ABB has a number of electric propulsion projects under its belt already, with the most recent being the Maid of the Mist vessels. Sicinski said the initial reaction from customers on the operations and experience of the James V. Glynn and Nikola Tesla have been very positive.
“The vessel owners are very happy with the performance and the process of getting electrified,” Sicinski said. “As well, when you’re riding these vessels as the actual cruise passengers, in the past, you’re going to be in a situation where you have loud, roaring engines, vibration. You have the odor of the exhaust when you’re on the top deck.
“That experience is completely changed with this application,” he added. “You’re vibration-free, it’s silent, you have plenty of power to get you where you’re going, and it’s clean. So the whole ride is a whole different experience.”
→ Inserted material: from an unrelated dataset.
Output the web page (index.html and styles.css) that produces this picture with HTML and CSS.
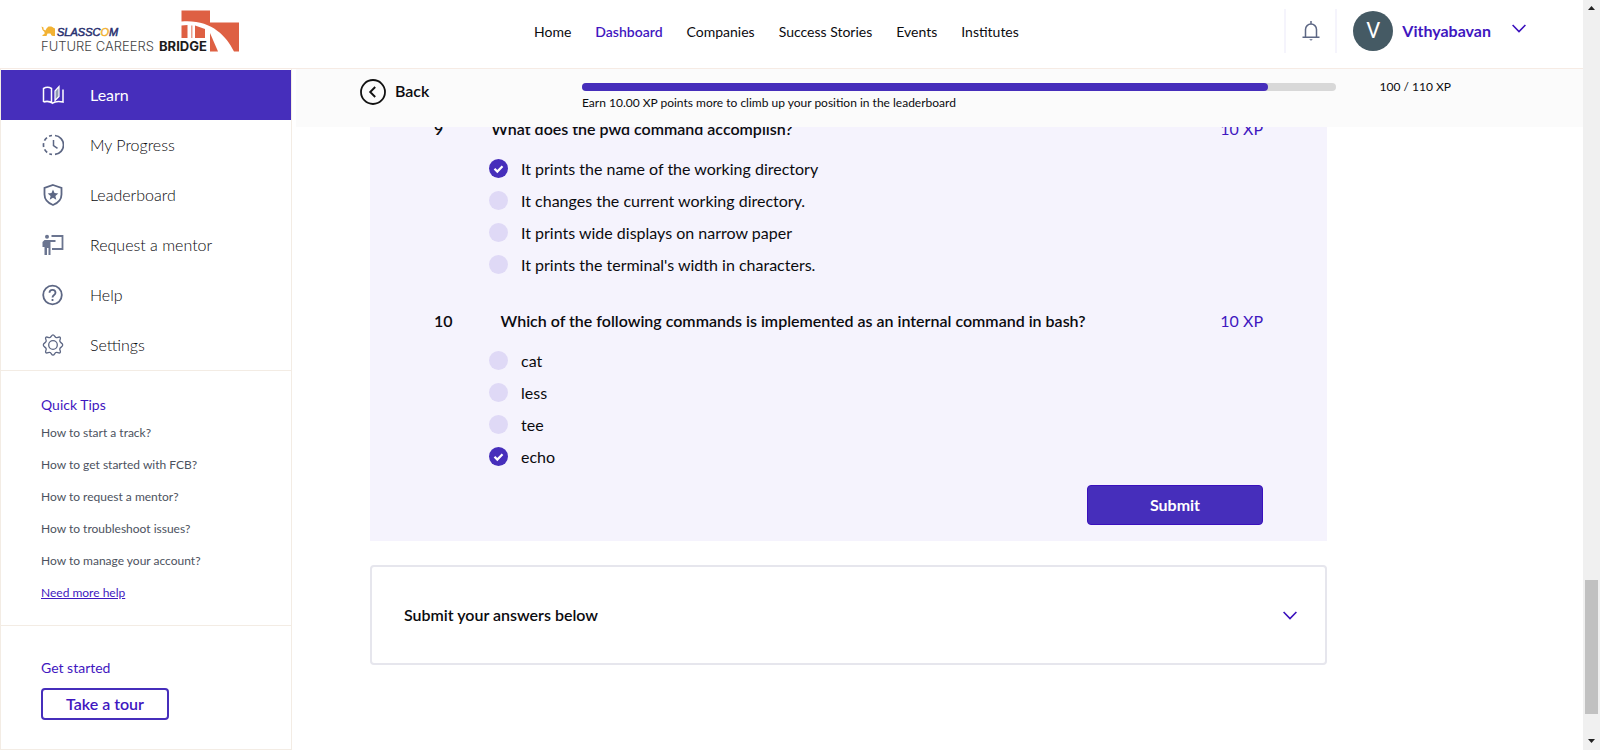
FILE: index.html
```html
<!DOCTYPE html>
<html lang="en">
<head>
<meta charset="utf-8">
<title>Future Careers Bridge</title>
<link rel="stylesheet" href="styles.css">
</head>
<body>
<div class="shell">
  <div class="page">
    <header class="topbar">
      <a class="logo" href="#" aria-label="Slasscom Future Careers Bridge">
        <svg width="200" height="44" viewBox="40 9 200 44">
          <g fill="#de6043">
            <path d="M181.500 10.500H210V22.500H239V51.500H234C226 35 210 19 181.500 21.500Z"/>
            <path d="M181.500 25.500L187.500 25V38H181.500Z"/>
            <path d="M195 25.500L205 29V38H195Z"/>
            <path d="M210 33L218 51.500H210Z"/>
            <path d="M191 25.500h1.500V38H191Z" opacity=".6"/>
          </g>
          <g fill="#f2b233">
            <path d="M41.500 26.500l2 1v2l2 1 1-2 2-2 3 0 2 2v4l1 3h-3l-1-2-3 0-1 2.500h-4v-1l2-1v-2l-2-2z"/>
            <path d="M48 27h4l3 1.500v7.500h-2.500l-2-4-3 0z"/>
          </g>
          <text class="logo-brand" x="57" y="35.500">SLASSC<tspan class="logo-sun">O</tspan>M</text>
          <text class="logo-name" x="41" y="51">FUTURE CAREERS</text>
          <text class="logo-bold" x="159" y="51">BRIDGE</text>
        </svg>
      </a>
      <nav class="mainnav">
        <a href="#">Home</a>
        <a href="#" class="active">Dashboard</a>
        <a href="#">Companies</a>
        <a href="#">Success Stories</a>
        <a href="#">Events</a>
        <a href="#">Institutes</a>
      </nav>
      <button class="bell" aria-label="Notifications">
        <svg width="18" height="20" viewBox="0 0 18 20" fill="none" stroke="#5d6784" stroke-width="1.500">
          <path d="M3.500 16V8.500a5.500 5.500 0 0 1 11 0V16M.5 16.200h17M9 0v3"/>
          <path d="M7.200 18.200h3.600L9 19.800z" fill="#5d6784" stroke="none"/>
        </svg>
      </button>
      <button class="user">
        <span class="avatar">V</span>
        <span class="username">Vithyabavan</span>
        <svg class="caret" width="14" height="9" viewBox="0 0 14 9" fill="none" stroke="#3a10bd" stroke-width="1.600"><path d="M.6 1L7 7.500 13.400 1"/></svg>
      </button>
    </header>

    <div class="columns">
      <aside class="sidebar">
        <nav class="menu">
          <a href="#" class="current">
            <svg width="22" height="22" viewBox="0 0 22 22" fill="none" stroke="#fff" stroke-width="1.500"><path d="M1.500 18V4.500c2.500-1.500 5.500-1.500 8 0V18M1.500 18c3-1 6-1 9 1.200 3-2.200 6.500-2.200 10.500-1.200V5.500"/><path d="M13 7L17 2.500v10L13 16.500z" fill="#8f9bb3" stroke-width="1.200"/></svg>
            <span>Learn</span></a>
          <a href="#">
            <svg width="22" height="22" viewBox="0 0 22 22" fill="none" stroke="#5d6784" stroke-width="1.700"><path d="M13 1.500a9.500 9.500 0 0 1 0 18.900"/><path d="M10 1.500a9.500 9.500 0 0 0 0 18.900" stroke-dasharray="4 2.500" stroke-dashoffset="1"/><path d="M11.500 6v5.500l4 2.800" stroke-width="1.500"/></svg>
            <span>My Progress</span></a>
          <a href="#">
            <svg width="22" height="22" viewBox="0 0 22 22"><path d="M11 1l8.500 3v6.500c0 5-3.500 8.500-8.500 10.500-5-2-8.500-5.500-8.500-10.500V4z" fill="none" stroke="#5d6784" stroke-width="1.800"/><path d="M11 5.500l1.500 3.600 3.800.3-2.900 2.500.9 3.800-3.300-2-3.300 2 .9-3.800-2.900-2.500 3.800-.3z" fill="#5d6784"/></svg>
            <span>Leaderboard</span></a>
          <a href="#">
            <svg width="22" height="22" viewBox="0 0 22 22" fill="#6b7590"><circle cx="5" cy="2.800" r="2"/><path d="M2.500 6H13.500V8H8.500V21H6.500V14H5V21H2.500V13H.500V8z"/><path d="M9.500 2H20.500V15H10" fill="none" stroke="#6b7590" stroke-width="1.800"/></svg>
            <span>Request a mentor</span></a>
          <a href="#">
            <svg width="22" height="22" viewBox="0 0 22 22" fill="none" stroke="#5d6784" stroke-width="1.800"><circle cx="10.500" cy="11" r="9.300"/><path d="M7.500 8.800c0-4 6-4 6 0 0 2.300-3 2.200-3 4.700M10.500 15v2"/></svg>
            <span>Help</span></a>
          <a href="#">
            <svg width="22" height="22" viewBox="0 0 22 22" fill="none" stroke="#5d6784" stroke-width="1.300"><circle cx="11" cy="11" r="4.300"/><path d="M11 .8c1.600 0 1.600 2.600 3.200 2.900 1.400.3 2.700-1.500 3.900-.4 1.200 1.200-.6 2.600-.3 3.900.3 1.600 2.900 1.900 2.900 3.800s-2.600 2.200-2.900 3.800c-.3 1.300 1.500 2.700.3 3.900-1.200 1.100-2.500-.7-3.900-.4-1.600.3-1.600 2.900-3.200 2.900s-1.600-2.600-3.200-2.900c-1.400-.3-2.700 1.500-3.900.4-1.200-1.200.6-2.600.3-3.900C3.900 13.200 1.300 12.900 1.300 11s2.600-2.200 2.900-3.800c.3-1.300-1.500-2.700-.3-3.900 1.200-1.100 2.500.7 3.900.4C9.400 3.400 9.400.8 11 .8z"/></svg>
            <span>Settings</span></a>
        </nav>
        <section class="tips">
          <h2>Quick Tips</h2>
          <a href="#">How to start a track?</a>
          <a href="#">How to get started with FCB?</a>
          <a href="#">How to request a mentor?</a>
          <a href="#">How to troubleshoot issues?</a>
          <a href="#">How to manage your account?</a>
          <a href="#" class="more">Need more help</a>
        </section>
        <section class="start">
          <h2>Get started</h2>
          <button class="tour">Take a tour</button>
        </section>
      </aside>

      <main class="content">
        <div class="levelbar">
          <button class="back">
            <svg width="26" height="26" viewBox="0 0 26 26" fill="none" stroke="#111"><circle cx="13" cy="13" r="12" stroke-width="1.800"/><path d="M15.200 8L10.200 13l5 5" stroke-width="1.900"/></svg>
            <span>Back</span>
          </button>
          <div class="level">
            <div class="track"><div class="fill" style="width:91%"></div></div>
            <p>Earn 10.00 XP points more to climb up your position in the leaderboard</p>
          </div>
          <span class="xp">100 / 110 XP</span>
        </div>

        <div class="scroller">
          <form class="quiz">
            <div class="question">
              <span>9</span><h3>What does the pwd command accomplish?</h3><span class="points">10 XP</span>
            </div>
            <div class="options">
              <label><input type="radio" name="q9" checked>It prints the name of the working directory</label>
              <label><input type="radio" name="q9">It changes the current working directory.</label>
              <label><input type="radio" name="q9">It prints wide displays on narrow paper</label>
              <label><input type="radio" name="q9">It prints the terminal's width in characters.</label>
            </div>
            <div class="question">
              <span>10</span><h3>Which of the following commands is implemented as an internal command in bash?</h3><span class="points">10 XP</span>
            </div>
            <div class="options">
              <label><input type="radio" name="q10">cat</label>
              <label><input type="radio" name="q10">less</label>
              <label><input type="radio" name="q10">tee</label>
              <label><input type="radio" name="q10" checked>echo</label>
            </div>
            <button type="button" class="submit">Submit</button>
          </form>
          <button class="accordion">
            <span>Submit your answers below</span>
            <svg width="14" height="9" viewBox="0 0 14 9" fill="none" stroke="#3a10bd" stroke-width="1.600"><path d="M.6 1L7 7.500 13.400 1"/></svg>
          </button>
        </div>
      </main>
    </div>
  </div>
  <div class="scrollbar">
    <svg width="17" height="17" viewBox="0 0 17 17"><path d="M5 10h7L8.500 6z" fill="#222"/></svg>
    <div class="rail"><div class="thumb"></div></div>
    <svg width="17" height="17" viewBox="0 0 17 17"><path d="M5 6h7l-3.500 4z" fill="#222"/></svg>
  </div>
</div>
</body>
</html>
```
FILE: styles.css
```css
* { box-sizing: border-box; }
body {
  margin: 0;
  font-family: Lato, "Liberation Sans", sans-serif;
  font-size: 16px;
  color: #0b0b0f;
  background: #fff;
}
a { color: inherit; text-decoration: none; }
button {
  font: inherit;
  color: inherit;
  background: none;
  border: 0;
  padding: 0;
  cursor: pointer;
}
h2, h3, p { margin: 0; }

.shell { display: flex; height: 100vh; overflow: hidden; }
.page { flex: 1; display: flex; flex-direction: column; min-width: 0; }

.topbar {
  display: flex;
  align-items: flex-start;
  height: 69px;
  padding: 9px 57px 0 40px;
  border-bottom: 1px solid #f6ebe4;
}
.logo { width: 200px; height: 44px; }
.logo svg { display: block; }
.logo-brand { font: italic 400 11px "Liberation Sans", sans-serif; fill: #29306f; stroke: #29306f; stroke-width: .5px; }
.logo-sun { fill: #f2b233; stroke: #f2b233; }
.logo-name { font: 300 13px Inter, sans-serif; fill: #444; }
.logo-bold { font: 700 13px Inter, sans-serif; fill: #1c1c1c; }
.mainnav {
  flex: 1;
  display: flex;
  gap: 24px;
  margin-left: 294px;
  font-size: 14px;
  line-height: 46px;
}
.mainnav .active { color: #3f17c0; font-weight: 600; }
.bell {
  display: flex;
  align-items: center;
  justify-content: center;
  width: 53px;
  height: 44px;
  border: solid #f5f4fc;
  border-width: 0 2px;
}
.user { display: flex; align-items: center; margin-left: 16px; }
.avatar {
  width: 40px;
  height: 40px;
  margin-top: 2px;
  border-radius: 50%;
  background: #455a64;
  color: #fff;
  font-family: Roboto, sans-serif;
  font-size: 22px;
  line-height: 40px;
}
.username { margin: 0 21px 0 9px; font-weight: 700; color: #3f17c0; }
.caret { margin-bottom: 4px; }

.columns { flex: 1; display: flex; min-height: 0; }
.sidebar {
  flex: none;
  display: flex;
  flex-direction: column;
  width: 292px;
  padding-top: 1px;
  border: solid #f3ece4;
  border-width: 0 1px 1px;
}
.menu a {
  display: flex;
  align-items: center;
  gap: 26px;
  height: 50px;
  padding-left: 41px;
  color: #08080c;
  font-weight: 300;
}
.menu span, .accordion span { padding-bottom: 2px; }
.menu .current { background: #462ebb; color: #fff; font-weight: 400; }
.tips, .start {
  display: flex;
  flex-direction: column;
  align-items: flex-start;
  padding: 24px 40px;
  border-top: 1px solid #f3ece4;
}
.tips { padding-bottom: 16px; }
.tips h2, .start h2 { font-size: 14px; font-weight: 400; line-height: 20px; color: #3f17c0; }
.tips a { font-size: 12px; line-height: 32px; color: #4c5260; }
.tips h2 { margin-bottom: 2px; }
.tips .more { color: #3f17c0; text-decoration: underline; }
.start { flex: 1; padding-top: 32px; }
.tour {
  width: 128px;
  height: 32px;
  margin-top: 10px;
  border: 2px solid #462ebb;
  border-radius: 4px;
  color: #3f17c0;
  line-height: 28px;
  font-weight: 600;
}

.content { flex: 1; display: flex; flex-direction: column; min-width: 0; }
.levelbar {
  flex: none;
  display: flex;
  align-items: flex-start;
  height: 58px;
  margin-left: 4px;
  padding: 10px 132px 0 64px;
  background: #fbfbfb;
}
.back {
  display: flex;
  align-items: center;
  gap: 9px;
  width: 222px;
  font-weight: 600;
}
.back span { padding-bottom: 4px; }
.level { flex: 1; margin: 4px 44px 0 0; }
.track { height: 8px; border-radius: 4px; background: #d8d8d8; }
.fill { height: 8px; border-radius: 4px; background: #462ebb; }
.level p { font-size: 12px; line-height: 16px; margin-top: 4px; }
.xp { font-size: 12px; line-height: 16px; }

.scroller { flex: 1; min-height: 0; overflow: hidden; padding: 0 256px 0 78px; }
.quiz {
  display: flex;
  flex-direction: column;
  margin-top: -8px;
  padding: 0 64px 16px;
  background: #f5f3fd;
}
.question { display: flex; gap: 48px; line-height: 20px; font-weight: 600; }
.question h3 { flex: 1; font-size: 16px; font-weight: 600; }
.points { font-weight: 400; color: #3f17c0; }
.options { padding: 13px 0 31px 55px; }
.options:last-of-type { padding-bottom: 13px; }
.options label { display: flex; align-items: center; gap: 13px; height: 32px; }
.options input {
  appearance: none;
  width: 19px;
  height: 19px;
  margin: 0;
  border-radius: 50%;
  background: #dfd9f6;
}
.options input:checked {
  background: #462ebb url("data:image/svg+xml,%3Csvg xmlns='http://www.w3.org/2000/svg' viewBox='0 0 19 19'%3E%3Cpath d='M5.500 9.800l2.800 2.800 5.200-5.400' fill='none' stroke='white' stroke-width='2.200'/%3E%3C/svg%3E");
}
.submit {
  align-self: flex-end;
  width: 176px;
  height: 40px;
  padding-bottom: 2px;
  border: 1px solid #3a10bd;
  border-radius: 4px;
  background: #462ebb;
  color: #fff;
  font-weight: 700;
}
.accordion {
  display: flex;
  align-items: center;
  justify-content: space-between;
  width: 100%;
  height: 100px;
  margin-top: 24px;
  padding: 0 28px 0 32px;
  border: 2px solid #e6e6ed;
  border-radius: 4px;
  font-weight: 600;
}

.scrollbar {
  flex: none;
  display: flex;
  flex-direction: column;
  width: 17px;
  background: #f0f0f0;
}
.rail { flex: 1; display: flex; flex-direction: column; justify-content: flex-end; padding: 0 2px 19px; }
.thumb { height: 134px; background: #c1c1c1; }
```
Sicinski admitted that, at times, there’s a bit of anxiety from pilots when posed with switching from a conventional diesel-driven propulsion system to an electric application. That anxiety comes from the immediacy of available horsepower with electric propulsion, as opposed to the slight lag of a conventional power, and the fact that electric propulsion often includes some form of 360-degree thruster, rather than conventional rudders. Experience with the new system often will allay those fears, Sicinski said.
“The overall feedback we’re getting is it’s typically about a 30-day training, then you’re off to the races,” Sicinski said. “The captains that have made the switch over don’t see going back to the traditional way of doing things.”
The panelists also overviewed ways flag state regulators and classification societies have been staying on top of power solutions.
“From what we’ve found, all the regulators are well on board and very cooperative to make sure we do implement this technology in a safe way,” Sicinski said.
Panelists also discussed the importance of integrators providing future maintenance and field support, as needed. That’s another area, Strupp said, where technology is being used to improve reliability and experience. Sicinski stressed that shipyards are already well-equipped to implement this technology, with the elimination of shaft lines and other factors, in some cases, even simplifying vessel construction.